Se acercó a la puerta de la entrada. El vigilante (siempre había un vigilante allí; al fin y al cabo, ésta era la ley) la saludó con la cabeza y abrió la puerta.
—No voy a salir —dijo ella.
—Bonito piano —respondió el vigilante—. Lo oigo casi todas las noches.
—Pues se acabará pronto —contestó Mari mientras se alejaba velozmente para evitar dar explicaciones.
Se acordó de lo que había leído en los ojos de la chica cuando entró en el refectorio: miedo.
Miedo. Veronika podía sentir inseguridad, timidez, vergüenza, falta de libertad, pero ¿por qué miedo? Este sentimiento sólo se justifica ante una amenaza concreta —como animales feroces, personas armadas, terremotos—, jamás por un grupo reunido en un refectorio.

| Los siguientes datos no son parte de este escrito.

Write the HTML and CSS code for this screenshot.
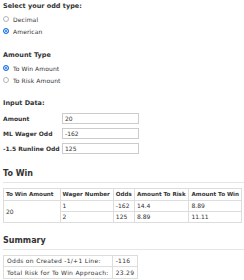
FILE: index.html
```html
<!DOCTYPE html>
<html lang="en">
<head>
  <meta charset="UTF-8">
  <title>Odds Calculator</title>
  <link rel="stylesheet" href="styles.css">
</head>
<body>
  <div class="calc">
    <div class="group">
      <div class="group-title">Select your odd type:</div>
      <label class="radio"><input type="radio" name="odd-type"> Decimal</label>
      <label class="radio"><input type="radio" name="odd-type" checked> American</label>
    </div>

    <div class="group">
      <div class="group-title">Amount Type</div>
      <label class="radio"><input type="radio" name="amount-type" checked> To Win Amount</label>
      <label class="radio"><input type="radio" name="amount-type"> To Risk Amount</label>
    </div>

    <div class="group">
      <div class="group-title inputs-title">Input Data:</div>
      <div class="input-row">
        <label class="input-label">Amount</label>
        <input class="input-box" type="text" value="20">
      </div>
      <div class="input-row">
        <label class="input-label">ML Wager Odd</label>
        <input class="input-box" type="text" value="-162">
      </div>
      <div class="input-row">
        <label class="input-label">-1.5 Runline Odd</label>
        <input class="input-box" type="text" value="125">
      </div>
    </div>

    <h3 class="section-title">To Win</h3>
    <table class="result-table">
      <thead>
        <tr>
          <th class="col-amount">To Win Amount</th>
          <th class="col-wager">Wager Number</th>
          <th class="col-odds">Odds</th>
          <th class="col-risk">Amount To Risk</th>
          <th>Amount To Win</th>
        </tr>
      </thead>
      <tbody>
        <tr>
          <td rowspan="2">20</td>
          <td>1</td>
          <td>-162</td>
          <td>14.4</td>
          <td>8.89</td>
        </tr>
        <tr>
          <td>2</td>
          <td>125</td>
          <td>8.89</td>
          <td>11.11</td>
        </tr>
      </tbody>
    </table>

    <h3 class="section-title summary-title">Summary</h3>
    <table class="summary-table">
      <tr>
        <td>Odds on Created -1/+1 Line:</td>
        <td>-116</td>
      </tr>
      <tr>
        <td>Total Risk for To Win Approach:</td>
        <td>23.29</td>
      </tr>
    </table>
  </div>
</body>
</html>
```

FILE: styles.css
```css
body {
  margin: 0;
  background: #fff;
  color: #333;
  font-family: "DejaVu Sans", Verdana, sans-serif;
  font-size: 6px;
}
.calc {
  padding: 2px 0 0 3px;
}
.group {
  display: flex;
  flex-direction: column;
  margin-bottom: 14px;
}
.group + .group {
  margin-bottom: 13px;
}
.group-title {
  font-size: 6.5px;
  font-weight: bold;
  line-height: 8px;
  margin-bottom: 3px;
}
.inputs-title {
  margin-bottom: 4px;
}
.radio {
  display: flex;
  align-items: center;
  gap: 4px;
  height: 12px;
  letter-spacing: 0.1px;
}
.radio input {
  appearance: none;
  -webkit-appearance: none;
  margin: 0;
  width: 6px;
  height: 6px;
  border: 1px solid #b5b5b5;
  border-radius: 50%;
  box-sizing: border-box;
  background: #fff;
}
.radio input:checked {
  border-color: #1a73e8;
  background: #1a73e8;
  box-shadow: inset 0 0 0 1px #fff;
}
.input-row {
  display: flex;
  align-items: center;
  height: 15px;
}
.input-label {
  font-weight: bold;
  width: 59px;
}
.input-box {
  width: 77px;
  height: 11px;
  box-sizing: border-box;
  border: 1px solid #ccc;
  padding: 0 2px;
  margin: 0;
  font-family: inherit;
  font-size: 6px;
  color: #333;
  outline: none;
}
.section-title {
  margin: 12px 0 5px 0;
  padding-bottom: 3px;
  font-size: 8px;
  line-height: 10px;
  font-weight: bold;
  border-bottom: 1px solid #e5e5e5;
}
.summary-title {
  margin-top: 13px;
}
.result-table,
.summary-table {
  border-collapse: collapse;
}
.result-table {
  width: 239px;
}
.result-table th,
.result-table td,
.summary-table td {
  border: 1px solid #ddd;
  padding: 2px 2px;
  line-height: 6px;
  text-align: left;
  white-space: nowrap;
}
.result-table th {
  font-size: 5.6px;
  line-height: 7px;
}
.col-amount { width: 54px; }
.col-wager { width: 49px; }
.col-odds { width: 16px; }
.col-risk { width: 50px; }
.summary-table td {
  padding: 2px 3px;
  letter-spacing: 0.3px;
}
.summary-table tr:last-child td {
  line-height: 7px;
}
```
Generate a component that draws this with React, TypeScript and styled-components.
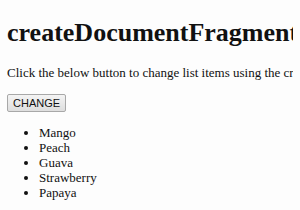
import { useState } from 'react';
import styled, { createGlobalStyle } from 'styled-components';

const GlobalStyle = createGlobalStyle`
  html, body {
    overflow: hidden;
  }
  body {
    margin: 7px;
    background: #fdfdfd;
    color: #111;
    font-family: "Liberation Serif", "Times New Roman", serif;
    font-size: 13px;
  }
`;

const Title = styled.h1`
  font-size: 26px;
  font-weight: bold;
  margin: 11px 0 17px;
  white-space: nowrap;
`;

const Text = styled.p`
  margin: 13px 0;
  white-space: nowrap;
`;

const Button = styled.button`
  font-family: "Liberation Sans", Arial, sans-serif;
  font-size: 11px;
  color: #111;
  background: linear-gradient(#f4f4f4, #dedede);
  border: 1px solid #a8a8a8;
  border-radius: 2px;
  padding: 2px 5px;
  margin: 0;
`;

const List = styled.ul`
  margin: 13px 0;
  padding-left: 32px;
  list-style: disc;
`;

const Item = styled.li`
  line-height: 15px;
`;

const fruits = ['Mango', 'Peach', 'Guava', 'Strawberry', 'Papaya'];

export default function App() {
  const [items, setItems] = useState(fruits);
  return (
    <>
      <GlobalStyle />
      <Title>createDocumentFragment() method</Title>
      <Text>Click the below button to change list items using the createDocumentFragment() method.</Text>
      <Button onClick={() => setItems([...items].reverse())}>CHANGE</Button>
      <List>
        {items.map((f) => (
          <Item key={f}>{f}</Item>
        ))}
      </List>
    </>
  );
}
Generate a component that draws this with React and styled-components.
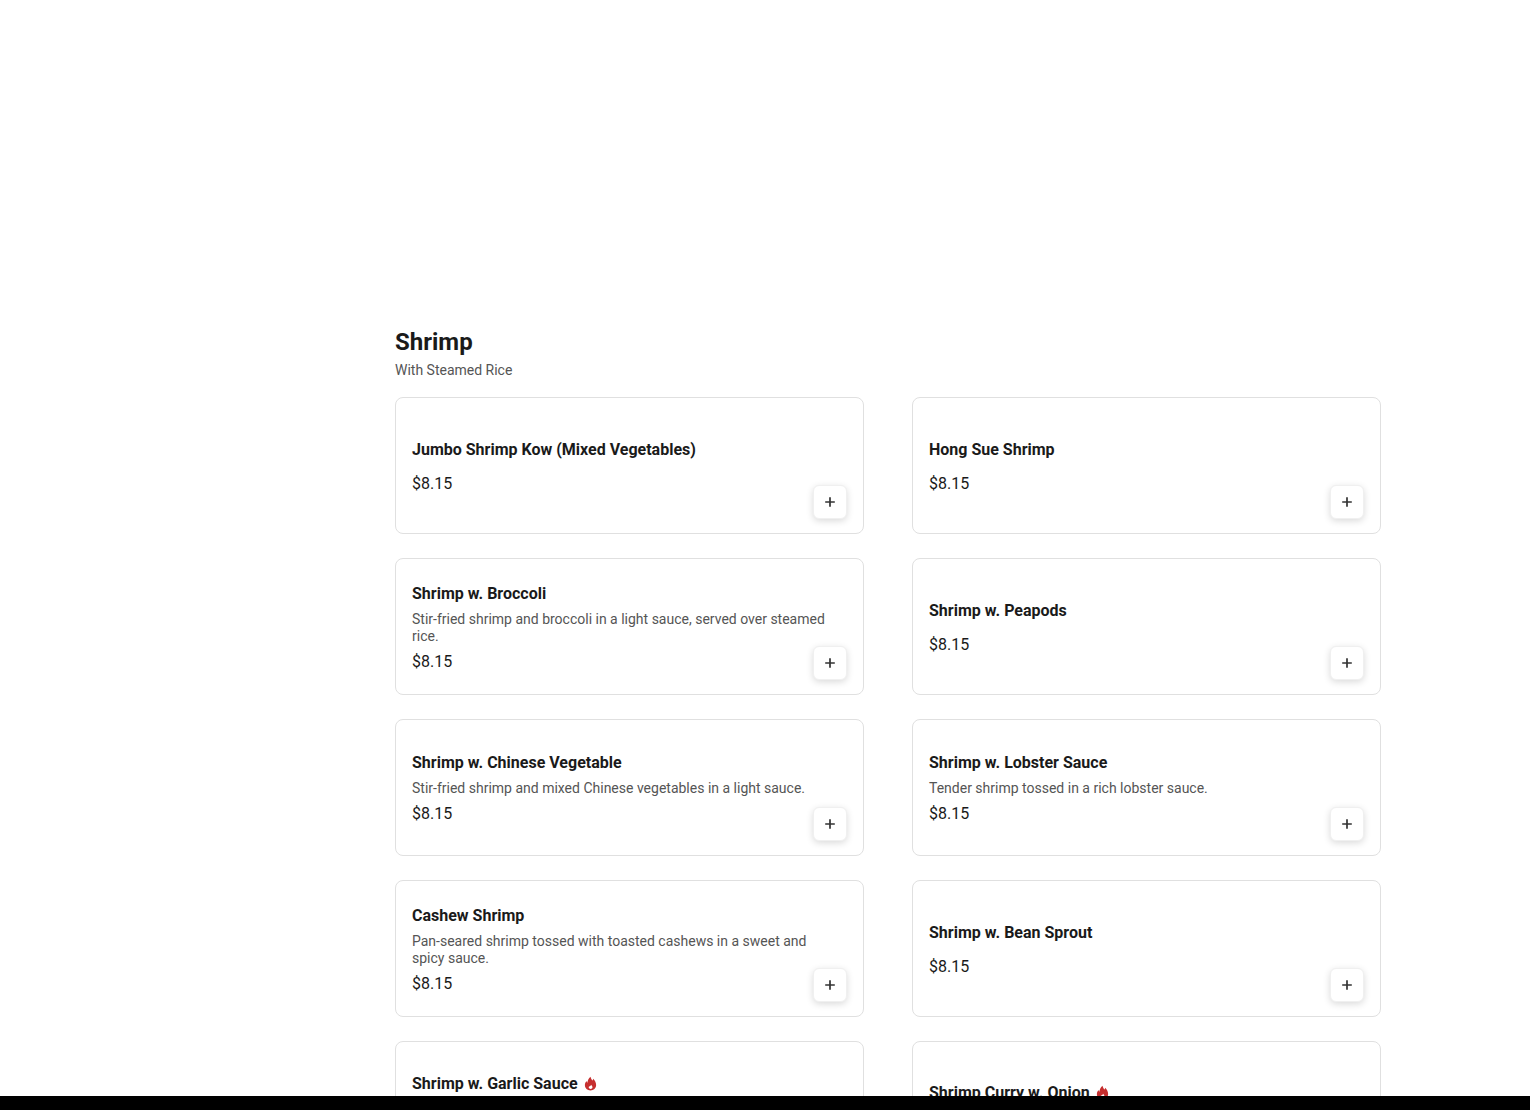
import React from 'react';
import styled, { createGlobalStyle } from 'styled-components';

const Global = createGlobalStyle`
  html, body { margin: 0; padding: 0; height: 100%; overflow: hidden; background: #fff; }
  body { font-family: Roboto, "Liberation Sans", sans-serif; color: #1a1a1a; }
  * { box-sizing: border-box; }
`;

const Page = styled.div`
  width: 1530px;
  height: 1110px;
  overflow: hidden;
  display: grid;
  grid-template-columns: 395px 986px 149px;
`;

const Section = styled.main`
  grid-column: 2;
  padding-top: 328px;
`;

const Heading = styled.h2`
  margin: 0;
  font-size: 24px;
  line-height: 29px;
  font-weight: 700;
  color: #1a1a1a;
`;

const Subheading = styled.p`
  margin: 5px 0 18px;
  font-size: 14px;
  line-height: 17px;
  color: #555;
`;

const Grid = styled.div`
  display: grid;
  grid-template-columns: 469px 469px;
  column-gap: 48px;
  row-gap: 24px;
`;

const Card = styled.article`
  position: relative;
  height: 137px;
  padding: 17px 16px 16px;
  border: 1px solid #e0e0e0;
  border-radius: 8px;
  background: #fff;
  display: flex;
  flex-direction: column;
  justify-content: center;
`;

const Title = styled.h3`
  margin: 0 0 ${p => (p.$hot ? '10px' : '8px')};
  font-size: 16px;
  line-height: 19px;
  font-weight: 700;
  color: #1a1a1a;
  display: flex;
  align-items: center;
  gap: 5px;
`;

const Description = styled.p`
  margin: 0 0 7px;
  padding-right: 20px;
  font-size: 14px;
  line-height: 17px;
  color: #555;
`;

const Price = styled.span`
  font-size: 16px;
  line-height: 19px;
  font-weight: 400;
  color: #1a1a1a;
`;

const AddButton = styled.button`
  position: absolute;
  right: 16px;
  bottom: 14px;
  width: 34px;
  height: 34px;
  padding: 0;
  display: flex;
  align-items: center;
  justify-content: center;
  background: #fff;
  border: 1px solid #f0f0f0;
  border-radius: 6px;
  box-shadow: 0 2px 7px rgba(0, 0, 0, 0.15);
  color: #333;
`;

const FlameIcon = styled.svg`
  width: 15px;
  height: 15px;
  flex: none;
  color: #c62f2f;
`;

const BottomBar = styled.div`
  position: fixed;
  left: 0;
  right: 0;
  bottom: 0;
  height: 14px;
  background: #000;
`;

const items = [
  { name: 'Jumbo Shrimp Kow (Mixed Vegetables)' },
  { name: 'Hong Sue Shrimp' },
  { name: 'Shrimp w. Broccoli', desc: 'Stir-fried shrimp and broccoli in a light sauce, served over steamed rice.' },
  { name: 'Shrimp w. Peapods' },
  { name: 'Shrimp w. Chinese Vegetable', desc: 'Stir-fried shrimp and mixed Chinese vegetables in a light sauce.' },
  { name: 'Shrimp w. Lobster Sauce', desc: 'Tender shrimp tossed in a rich lobster sauce.' },
  { name: 'Cashew Shrimp', desc: 'Pan-seared shrimp tossed with toasted cashews in a sweet and spicy sauce.' },
  { name: 'Shrimp w. Bean Sprout' },
  { name: 'Shrimp w. Garlic Sauce', desc: 'Shrimp in a spicy garlic sauce.', hot: true },
  { name: 'Shrimp Curry w. Onion', hot: true },
];

const Plus = () => (
  <svg width="14" height="14" viewBox="0 0 14 14" fill="none" stroke="currentColor" strokeWidth="1.7">
    <path d="M7 2.2v9.6M2.2 7h9.6" />
  </svg>
);

const Flame = () => (
  <FlameIcon viewBox="0 0 24 24" fill="currentColor">
    <path
      fillRule="evenodd"
      d="M12 1c.6 3.2 2 4.6 3.4 6.2.5-.9.7-1.8.7-2.7C19 7.2 21 10.6 21 14.3 21 19.4 17 23 12 23S3 19.4 3 14.3c0-2.6 1.1-4.7 2.7-6.5.1 1.3.5 2.3 1.3 3.1C7.3 7 9 3.6 12 1zM12 20.6c1.8 0 3.1-1.2 3.1-2.8 0-1.5-1.1-2.6-2-4-.4 1.1-1 1.6-1.7 2.3-.9.7-2.3.9-2.3 2 0 1.4 1.3 2.5 2.9 2.5z"
    />
  </FlameIcon>
);

export default function App() {
  return (
    <>
      <Global />
      <Page>
        <Section>
          <Heading>Shrimp</Heading>
          <Subheading>With Steamed Rice</Subheading>
          <Grid>
            {items.map(item => (
              <Card key={item.name}>
                <Title $hot={item.hot}>
                  {item.name}
                  {item.hot && <Flame />}
                </Title>
                {item.desc ? <Description>{item.desc}</Description> : <Description />}
                <Price>$8.15</Price>
                <AddButton aria-label={`Add ${item.name}`}>
                  <Plus />
                </AddButton>
              </Card>
            ))}
          </Grid>
        </Section>
      </Page>
      <BottomBar />
    </>
  );
}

«Pero el ser humano es así —se consoló—. Sustituye gran parte de sus emociones por el miedo».
Y Mari sabía muy bien de lo que estaba hablando, porque éste había sido el motivo que la llevó a Villete: el síndrome del pánico.
Mari mantenía en su cuarto una verdadera colección de artículos sobre la enfermedad. Hoy ya se hablaba abiertamente del tema, y recientemente había visto un programa de la televisión alemana donde algunas personas relataban sus experiencias. En este mismo programa, una pesquisa revelaba que parte de la población humana sufre el síndrome del pánico, aún cuando todos los afectados procurasen esconder los síntomas por temor a ser considerados locos.
Pero en la época en que Mari había sufrido su primer ataque, nada de eso era conocido. «Fue el infierno. El verdadero infierno», pensó, encendiendo otro cigarrillo.
El piano continuaba sonando; la chica parecía tener la energía suficiente como para pasar la noche en vela.
Desde que Veronika llegara al sanatorio, muchos internos se habían visto afectados por su presencia, y Mari era una de ellos. Al principio había procurado mantenerse alejada, temiendo despertar sus ganas de vivir; era mejor que continuase deseando la muerte, ya que no podía evitarla. El doctor Igor había propagado el rumor de que, aunque continuase aplicándole inyecciones todos los días, el estado de la chica se deterioraba claramente, y no conseguiría salvarla de ninguna manera.
Los internos habían entendido el mensaje, y se mantenían distantes de la mujer condenada. Pero, sin que nadie supiese exactamente por qué, Veronika había comenzado a luchar por su vida, aunque sólo dos personas se le hubieran aproximado: Zedka, que salía mañana y no era muy habladora, y Eduard.
Mari necesitaba tener una conversación con Eduard: él siempre la escuchaba con respeto. ¿Es que el joven no entendía que la estaba devolviendo al mundo? ¿Y que eso era lo peor que podía hacer con una persona sin esperanza de salvación?
Consideró mil maneras de explicar el asunto; pero todas ellas iban a crearle un sentimiento de culpa, y esto ella no lo haría nunca. Mari reflexionó un poco y decidió dejar las cosas correr a su ritmo normal; ya no ejercía de abogada, y no quería dar el mal ejemplo de crear nuevas leyes de conducta en un lugar donde debía reinar la anarquía.
Pero la presencia de la chica había afectado a mucha gente allí, y algunos estaban dispuestos a replantear sus vidas. En una de las reuniones de la Fraternidad, alguien había intentado explicar lo que estaba sucediendo: los fallecimientos en Villete ocurrían de repente, sin dar tiempo a que nadie meditara en ello, o al final de una larga enfermedad, cuando la muerte es siempre una bendición.
En el caso de aquella chica, sin embargo, el panorama era dramático: porque era joven, estaba deseando volver a vivir y todos sabían que eso era imposible. Algunos se preguntaban: «¿Y si eso me estuviese pasando a mí? ¿Y yo, que tengo una oportunidad, la estaré aprovechando?».
Otros no se preocupaban por la respuesta; hace mucho tiempo que habían desistido y ya formaban parte de un mundo donde no existe ni vida ni muerte, ni espacio ni tiempo. Pero muchos, no obstante, se veían obligados a reflexionar, y Mari era uno de ellos.